In [4]:
%matplotlib inline
import math
import os 
import glob
import pandas as pd
import numpy as np
import seaborn as sns
import matplotlib.pyplot as plt
import matplotlib.colors as cl
import matplotlib.ticker as mtick
from matplotlib.gridspec import GridSpec
import statsmodels.api as sm
from pandas import ExcelWriter
import pickle

In [25]:
#Read the csv file and modify columns. Returns a dataframe
def tofread_csv(rawdata):
    #read csv file.
    data = pd.read_csv(rawdata, error_bad_lines=False)
    #rennaming 1st column as ID
    data = data.rename(index=str, columns={"Unnamed: 0": "ID"})
    #drop columns that have volume and size
    data = data[data.columns.drop(list(data.filter(regex='vol')))]
    data = data[data.columns.drop(list(data.filter(regex='size')))]
    data.columns = data.columns.str.replace('_mass_g','')
    return data

#non_zero_data drops rows that has a zero value in every isotope returning rows that have particle events.
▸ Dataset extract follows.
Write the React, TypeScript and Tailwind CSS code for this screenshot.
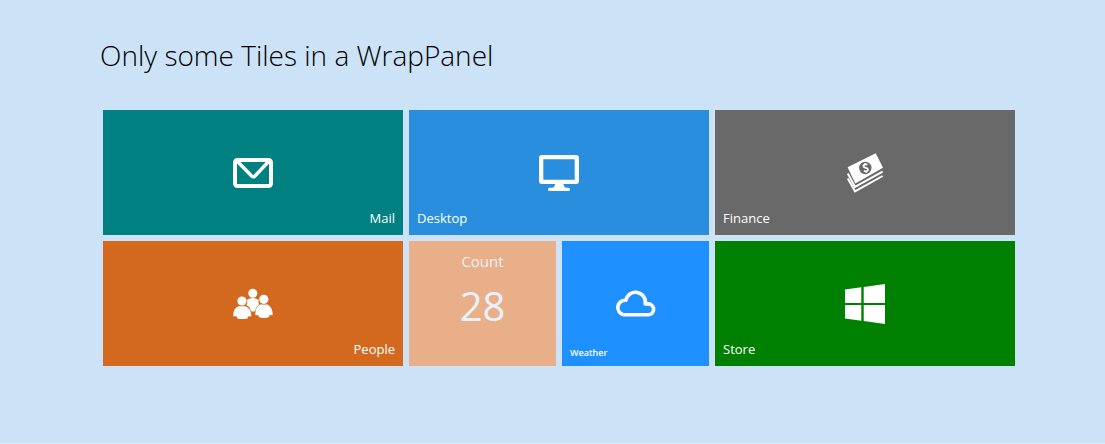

Should be ran first before starting other functions!
def non_zero_data(data):
    #data = data.drop(columns = "ID")
    non_zero_rows = data.abs().sum(axis=1) > 0.0
    non_zero_data = data[non_zero_rows]
    #non_zero_columns = non_zero_data.abs().sum(axis=0) > 0.0
    #non_zero_data = non_zero_data.loc[: , non_zero_columns]
    return non_zero_data

#wrap the tofread function
def wrapper(string, ELEMENTS = None):
    df = pd.DataFrame()
    #ELEMENTS = 4
    for i in glob.glob(string):
        df = pd.concat([tofread_csv(i), df], axis = 0, sort = False)
    df.drop(columns = ['Index', r'timestamp /s'], inplace = True)
    df.columns = df.columns.str.replace(r' /g', '')
    df.columns = df.columns.str.replace(r'[', '')
    df.columns = df.columns.str.replace('+', '')
    df.columns = df.columns.str.replace(']', '')
    if ELEMENTS != None:
        df.drop(columns = ELEMENTS, inplace = True)
    return non_zero_data(df)

import copy

#add noise to the data
def addnoise(df, noise, coefficient = None):
    if coefficient != None:
        df = df*coefficient
    df = df.fillna(0) + np.random.random(df.shape)*noise
    return df

#put multiple DFs together with the key
def combineddf(dflist, dfkeys, ELEMENTS, noise = None, coefficient = None,):
    #make an empty list
    combinedlist = []
    #make an empty dataframe
    combineddf12 = pd.DataFrame()

    for i,j in zip(dflist, dfkeys):
        if noise == None and coefficient == None:
            df = non_zero_data(i[ELEMENTS])
            #fillnan with 0
            df[np.isnan(df)] = 0
        else:
            #add noise
            df = addnoise(i[ELEMENTS], noise, coefficient)


        df['labels'] = j
        combinedlist.append(df)
        combineddf12 = pd.concat([combineddf12, df])
    return combineddf12

#return random projection codes for each sample
def flyprojection(data, keys, ELEMENTS, expansionfactor):
    data1 = combineddf(data, keys, ELEMENTS)
    sourcenorm = copy.deepcopy(data1.iloc[:,:-1][ELEMENTS])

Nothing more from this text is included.